Why It's a Problem: A risk without an owner is a risk that will not be managed. It creates a culture of diffusion of responsibility, where everyone assumes someone else is handling the issue. This directly leads to unresolved vulnerabilities and increased organizational exposure.

How to Fix It Fast:

  1. Assign a Risk Owner for Every Entry: For each risk in your register, designate a specific individual as the "Risk Owner" who is responsible for monitoring the risk and implementing the treatment plan. This should be someone with the authority and resources to address the risk effectively.
  2. Define Clear Risk Treatment Options: For each risk, document the chosen treatment approach:
    • Mitigate (implement controls to reduce the risk)
    • Accept (formally acknowledge and accept the risk based on business justification)
    • Transfer (shift the risk through insurance or third-party agreements)
    • Avoid (eliminate the risk by changing processes or technologies)
  3. Establish Accountability Mechanisms: Implement regular check-ins where risk owners must report on the status of their assigned risks. Make risk ownership part of performance evaluations for relevant positions.
  4. Document Decisions: When a risk is accepted, ensure there's proper documentation of who approved the acceptance, the business justification, and the timeframe for review.

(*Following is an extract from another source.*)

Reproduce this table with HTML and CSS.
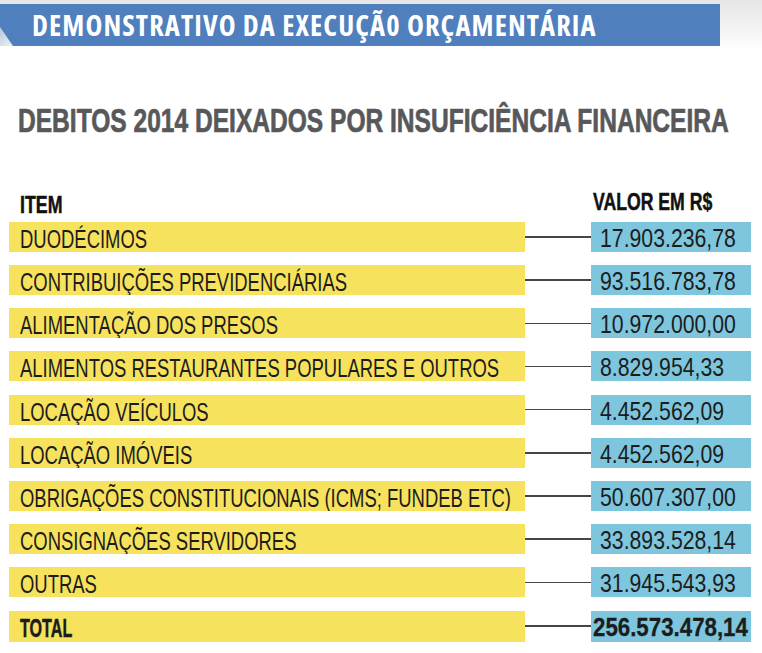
FILE: index.html
```html
<!DOCTYPE html>
<html lang="pt-BR">
<head>
<meta charset="utf-8">
<title>Demonstrativo da Execução Orçamentária</title>
<link rel="stylesheet" href="styles.css">
</head>
<body>
<div class="top">
  <div class="banner"><span class="banner-text">DEMONSTRATIVO DA EXECUÇÃ0 ORÇAMENTÁRIA</span><span class="fold"></span></div>
</div>
<h1 class="title"><span class="sx">DEBITOS 2014 DEIXADOS POR INSUFICIÊNCIA FINANCEIRA</span></h1>
<div class="table">
  <div class="head">
    <div class="head-item"><span class="sx">ITEM</span></div>
    <div class="head-val"><span class="sx">VALOR EM R$</span></div>
  </div>
  <div class="rows">
    <div class="row"><div class="item"><span class="sx">DUODÉCIMOS</span></div><div class="link"></div><div class="val"><span class="sx">17.903.236,78</span></div></div>
    <div class="row"><div class="item"><span class="sx">CONTRIBUIÇÕES PREVIDENCIÁRIAS</span></div><div class="link"></div><div class="val"><span class="sx">93.516.783,78</span></div></div>
    <div class="row"><div class="item"><span class="sx">ALIMENTAÇÃO DOS PRESOS</span></div><div class="link"></div><div class="val"><span class="sx">10.972.000,00</span></div></div>
    <div class="row"><div class="item"><span class="sx">ALIMENTOS RESTAURANTES POPULARES E OUTROS</span></div><div class="link"></div><div class="val"><span class="sx">8.829.954,33</span></div></div>
    <div class="row"><div class="item"><span class="sx">LOCAÇÃO VEÍCULOS</span></div><div class="link"></div><div class="val"><span class="sx">4.452.562,09</span></div></div>
    <div class="row"><div class="item"><span class="sx">LOCAÇÃO IMÓVEIS</span></div><div class="link"></div><div class="val"><span class="sx">4.452.562,09</span></div></div>
    <div class="row"><div class="item"><span class="sx">OBRIGAÇÕES CONSTITUCIONAIS (ICMS; FUNDEB ETC)</span></div><div class="link"></div><div class="val"><span class="sx">50.607.307,00</span></div></div>
    <div class="row"><div class="item"><span class="sx">CONSIGNAÇÕES SERVIDORES</span></div><div class="link"></div><div class="val"><span class="sx">33.893.528,14</span></div></div>
    <div class="row"><div class="item"><span class="sx">OUTRAS</span></div><div class="link"></div><div class="val"><span class="sx">31.945.543,93</span></div></div>
    <div class="row total"><div class="item"><span class="sx">TOTAL</span></div><div class="link"></div><div class="val"><span class="sx">256.573.478,14</span></div></div>
  </div>
</div>
</body>
</html>
```
FILE: styles.css
```css
html, body {
  margin: 0;
  padding: 0;
  background: #ffffff;
  overflow: hidden;
}
body {
  font-family: "Liberation Sans", Arial, sans-serif;
  color: #1c1c1c;
  width: 762px;
  height: 653px;
}
.sx {
  display: inline-block;
  transform-origin: left center;
  white-space: nowrap;
}
.top {
  padding-top: 4px;
  height: 50px;
  box-sizing: border-box;
  background: linear-gradient(to bottom, #e6e6e6 0%, #f4f4f4 60%, #ffffff 100%);
}
.banner {
  position: relative;
  width: 720px;
  height: 42px;
  background: #4f80bd;
  display: flex;
  align-items: center;
  padding-left: 32px;
  box-sizing: border-box;
}
.banner-text {
  font-family: "Open Sans", "Liberation Sans", sans-serif;
  font-weight: 700;
  font-size: 28.5px;
  letter-spacing: 1.1px;
  color: #ffffff;
  font-stretch: condensed;
  white-space: nowrap;
}
.fold {
  position: absolute;
  left: 0;
  bottom: 0;
  width: 13px;
  height: 19px;
  background: linear-gradient(135deg, #b7c7dc 0%, #eef1f5 100%);
  clip-path: polygon(0 0, 100% 100%, 0 100%);
}
.title {
  margin: 53.6px 0 0 18px;
  height: 33px;
  font-size: 33px;
  line-height: 33px;
  font-weight: 700;
  color: #58585a;
}
.title .sx {
  transform: scaleX(0.744);
  margin-right: -260px;
  -webkit-text-stroke: 0.7px #58585a;
}
.table {
  margin-left: 9px;
  width: 742px;
}
.head {
  display: flex;
  margin-top: 53px;
  height: 32.3px;
  line-height: 30px;
  font-size: 24px;
  font-weight: 700;
  color: #111;
}
.head .sx {
  -webkit-text-stroke: 0.5px #111;
}
.head-item {
  width: 582px;
  padding-left: 11px;
  box-sizing: border-box;
}
.head-item .sx {
  transform: scaleX(0.74);
}
.head-val {
  margin-top: -3px;
  padding-left: 2px;
  flex: 1;
}
.head-val .sx {
  transform: scaleX(0.735);
  margin-right: -40px;
}
.rows {
  display: flex;
  flex-direction: column;
  gap: 13.2px;
}
.row {
  display: flex;
  height: 30px;
  font-size: 25px;
  line-height: 30px;
}
.total {
  height: 31px;
}
.item {
  width: 516px;
  background: #f6e25c;
  padding: 2px 0 0 11px;
  box-sizing: border-box;
  overflow: hidden;
}
.item .sx {
  transform: scaleX(0.738);
}
.link {
  width: 66px;
  display: flex;
  align-items: center;
}
.link::before {
  content: "";
  display: block;
  width: 100%;
  height: 1.5px;
  background: #454545;
}
.val {
  width: 160px;
  background: #7ec6dd;
  padding: 1px 0 0 9px;
  box-sizing: border-box;
  overflow: hidden;
}
.val .sx {
  transform: scaleX(0.85);
}
.total .item {
  font-weight: 700;
  font-size: 26px;
}
.total .item .sx {
  transform: scaleX(0.62);
  -webkit-text-stroke: 0.5px #1c1c1c;
}
.total .val {
  font-weight: 700;
  font-size: 26px;
  padding-left: 2px;
}
.total .val .sx {
  transform: scaleX(0.857);
  -webkit-text-stroke: 0.3px #1c1c1c;
}
```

From Static List to Strategic Advantage

By addressing these five common mistakes, you can transform your risk register from a compliance burden into a powerful strategic tool. Remember that an effective risk register isn't just a document—it's a process and a communication framework that connects technical realities with business objectives.

The goal isn't just to document risks but to create a culture of risk awareness where everyone understands their role in identifying, communicating, and managing risks to the organization's mission-critical functions.

Start today by performing an internal self-audit of your current risk register. Pick one of these fixes to implement immediately—even small improvements can yield significant benefits in your organization's risk posture and decision-making capability.